On the other hand, there is something intuitively right about drawing a connection between the ferocity and cynicism of Giuliani’s attacking the Brooklyn Museum for displaying a Madonna made using a material he happened not to like (elephant dung) in order to kick off his senatorial campaign and the violence done to artists by Nazi cultural officials: Both cases involved a flagrant abuse of government power against a group, artists and curators, who are not in a good position to defend themselves. Anderson’s slippery-slope point has some merit to it.

But is an art installation the place from which to launch this difficult and nuanced discussion about which historical analogy to apply to a political figure? Can objects placed in a room do the same work as words? Even though Haacke isn’t responsible for the distorted version of his work currently in circulation, he is to blame for the confusion, since he had to know that invoking the Holocaust was bound to occasion explosive reactions. The problem is, art doesn’t give Haacke a way to qualify his position, nor does it give the viewer a way to argue back–he or she can react emotionally to its gestures, or turn away altogether, or denounce it as not-art, as Hilton Kramer is sure to do. But viewers can’t write letters to the editor. Unless they’re artists, they can’t reply in kind.

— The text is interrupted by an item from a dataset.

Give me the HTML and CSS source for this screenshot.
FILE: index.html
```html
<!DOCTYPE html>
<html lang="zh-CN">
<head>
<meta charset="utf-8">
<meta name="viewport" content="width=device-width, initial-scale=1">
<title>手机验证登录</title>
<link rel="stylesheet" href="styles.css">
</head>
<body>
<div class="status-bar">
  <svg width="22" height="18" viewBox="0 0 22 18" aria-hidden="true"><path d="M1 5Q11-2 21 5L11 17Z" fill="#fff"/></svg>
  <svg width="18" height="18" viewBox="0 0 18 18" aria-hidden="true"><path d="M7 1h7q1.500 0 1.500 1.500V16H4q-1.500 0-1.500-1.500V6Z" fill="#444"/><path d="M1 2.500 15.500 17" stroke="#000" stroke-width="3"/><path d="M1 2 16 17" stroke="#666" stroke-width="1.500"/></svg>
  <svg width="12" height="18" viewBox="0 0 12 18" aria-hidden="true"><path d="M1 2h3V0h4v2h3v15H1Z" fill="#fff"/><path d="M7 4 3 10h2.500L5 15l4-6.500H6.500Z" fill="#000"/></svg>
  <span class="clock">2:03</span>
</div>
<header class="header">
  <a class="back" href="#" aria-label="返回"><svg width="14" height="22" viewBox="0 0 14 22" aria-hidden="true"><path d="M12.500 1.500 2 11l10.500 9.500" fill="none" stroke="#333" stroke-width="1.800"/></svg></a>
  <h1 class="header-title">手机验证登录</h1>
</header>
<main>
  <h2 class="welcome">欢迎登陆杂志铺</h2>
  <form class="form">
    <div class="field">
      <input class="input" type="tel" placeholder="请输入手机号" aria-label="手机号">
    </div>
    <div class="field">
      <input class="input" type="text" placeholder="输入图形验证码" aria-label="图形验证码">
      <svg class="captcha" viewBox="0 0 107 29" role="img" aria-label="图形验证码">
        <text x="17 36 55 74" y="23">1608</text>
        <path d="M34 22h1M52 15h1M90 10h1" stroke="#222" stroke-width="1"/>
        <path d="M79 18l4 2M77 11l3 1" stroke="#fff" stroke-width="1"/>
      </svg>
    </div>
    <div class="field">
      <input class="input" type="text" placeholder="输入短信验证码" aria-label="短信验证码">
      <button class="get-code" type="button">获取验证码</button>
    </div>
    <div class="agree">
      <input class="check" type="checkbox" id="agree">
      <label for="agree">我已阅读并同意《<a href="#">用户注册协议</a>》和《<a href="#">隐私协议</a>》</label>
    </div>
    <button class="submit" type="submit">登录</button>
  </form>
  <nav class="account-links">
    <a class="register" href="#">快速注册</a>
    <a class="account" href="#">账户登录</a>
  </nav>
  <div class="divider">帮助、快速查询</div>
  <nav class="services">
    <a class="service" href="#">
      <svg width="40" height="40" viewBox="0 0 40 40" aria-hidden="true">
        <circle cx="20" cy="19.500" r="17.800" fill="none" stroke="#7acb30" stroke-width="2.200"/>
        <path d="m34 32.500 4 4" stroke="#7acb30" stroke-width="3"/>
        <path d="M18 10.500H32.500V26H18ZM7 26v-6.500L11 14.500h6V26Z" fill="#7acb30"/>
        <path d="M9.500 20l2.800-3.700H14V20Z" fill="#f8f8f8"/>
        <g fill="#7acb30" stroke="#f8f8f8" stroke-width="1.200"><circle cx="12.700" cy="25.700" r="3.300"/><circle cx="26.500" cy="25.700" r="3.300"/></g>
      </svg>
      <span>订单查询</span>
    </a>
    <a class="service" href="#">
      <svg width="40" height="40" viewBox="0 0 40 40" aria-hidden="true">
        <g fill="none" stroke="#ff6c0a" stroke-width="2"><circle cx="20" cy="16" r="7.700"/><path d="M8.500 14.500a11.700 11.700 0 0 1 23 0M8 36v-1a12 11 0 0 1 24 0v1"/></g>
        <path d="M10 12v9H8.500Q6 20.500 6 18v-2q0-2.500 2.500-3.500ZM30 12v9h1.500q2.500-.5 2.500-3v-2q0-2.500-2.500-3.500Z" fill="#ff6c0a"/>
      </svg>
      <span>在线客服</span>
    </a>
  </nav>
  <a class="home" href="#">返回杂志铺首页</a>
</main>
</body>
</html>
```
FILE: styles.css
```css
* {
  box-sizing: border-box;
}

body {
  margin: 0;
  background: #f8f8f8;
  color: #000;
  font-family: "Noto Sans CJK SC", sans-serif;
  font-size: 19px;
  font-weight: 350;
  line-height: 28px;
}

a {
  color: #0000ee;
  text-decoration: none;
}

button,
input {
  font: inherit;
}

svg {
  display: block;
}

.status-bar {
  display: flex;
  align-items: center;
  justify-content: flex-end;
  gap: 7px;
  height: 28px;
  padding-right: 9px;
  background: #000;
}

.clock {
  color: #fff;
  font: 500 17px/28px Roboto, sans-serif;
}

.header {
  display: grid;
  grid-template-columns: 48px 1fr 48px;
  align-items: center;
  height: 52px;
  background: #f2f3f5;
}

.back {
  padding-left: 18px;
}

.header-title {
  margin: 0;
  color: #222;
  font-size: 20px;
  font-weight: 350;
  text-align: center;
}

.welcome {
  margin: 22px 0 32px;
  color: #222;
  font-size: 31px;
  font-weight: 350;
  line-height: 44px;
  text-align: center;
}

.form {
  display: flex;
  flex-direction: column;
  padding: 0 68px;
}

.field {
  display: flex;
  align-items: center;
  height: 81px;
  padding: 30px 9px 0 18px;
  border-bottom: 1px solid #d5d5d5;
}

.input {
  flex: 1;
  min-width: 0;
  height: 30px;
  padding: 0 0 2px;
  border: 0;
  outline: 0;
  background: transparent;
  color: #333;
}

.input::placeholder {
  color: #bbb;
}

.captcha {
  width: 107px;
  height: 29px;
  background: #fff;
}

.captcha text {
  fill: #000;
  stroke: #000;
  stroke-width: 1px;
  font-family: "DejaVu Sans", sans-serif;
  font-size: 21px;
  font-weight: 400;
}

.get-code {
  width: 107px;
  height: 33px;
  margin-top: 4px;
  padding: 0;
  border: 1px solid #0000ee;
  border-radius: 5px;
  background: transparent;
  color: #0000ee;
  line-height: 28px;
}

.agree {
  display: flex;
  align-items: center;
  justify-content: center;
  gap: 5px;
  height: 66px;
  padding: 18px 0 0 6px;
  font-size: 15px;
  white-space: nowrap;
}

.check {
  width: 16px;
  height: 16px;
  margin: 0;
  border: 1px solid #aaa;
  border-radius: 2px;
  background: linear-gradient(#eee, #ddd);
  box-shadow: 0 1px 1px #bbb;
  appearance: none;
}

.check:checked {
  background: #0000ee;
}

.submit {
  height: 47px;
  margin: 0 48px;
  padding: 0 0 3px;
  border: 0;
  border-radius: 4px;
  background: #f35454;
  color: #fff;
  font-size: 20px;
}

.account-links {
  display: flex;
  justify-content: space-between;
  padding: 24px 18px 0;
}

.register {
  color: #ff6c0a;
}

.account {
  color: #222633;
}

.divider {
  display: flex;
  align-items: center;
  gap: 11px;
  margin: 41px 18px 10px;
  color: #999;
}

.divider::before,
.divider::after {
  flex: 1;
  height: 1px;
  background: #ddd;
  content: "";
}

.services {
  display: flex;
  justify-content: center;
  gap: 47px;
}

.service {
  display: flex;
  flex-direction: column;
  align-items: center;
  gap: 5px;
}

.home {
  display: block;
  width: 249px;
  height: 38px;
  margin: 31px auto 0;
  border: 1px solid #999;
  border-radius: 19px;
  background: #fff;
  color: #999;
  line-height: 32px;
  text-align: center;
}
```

Of all the conceptualist artists working today, Haacke is the one who best understands how art bullies the viewer. He’s been doing it for years, to great effect, with art that’s functionally indistinguishable from episodes of 60 Minutes. Ironically, given his anger at Giuliani for threatening to withdraw funding from the Brooklyn Museum, Haacke’s targets have previously been corporations who donate money to museums in order to burnish their good name. He railed against Mobil in the 1980s, a time when it was under attack for doing business in South Africa, for its public-relations campaigns and its support for public television; he’s exposed various corporate and art-dealer misdeeds; he’s put photo exhibits on the wall that could pass for Village Voice exposés of slum-landlord practices. What’s appealing about Haacke is he knows exactly what he’s doing and doesn’t think he should be doing anything else. He never tries to tart his work up with irony or sarcasm or coyness or metaphors or jokes. “Art-making is just another part of the consciouness industry,” he said in an interview in 1994. His way of assessing art? Based on how intelligent it is, as with any other form of opinion-mongering. What does he think he’s up to? Making propaganda, like the corporations with cultural outreach programs: “I’m dealing with the same public the corporation is trying to reach. My assessment of the situation is pretty similar to theirs. It’s just that we have opposite points of view.” In short, he’s a smart muckraker, sophisticated about the ways of the art world. He’s got a lot of interesting ideas. You can’t help wishing he’d put them into print, where they would be challenged and refined. He’s doing himself no favors by hiding out in an art museum.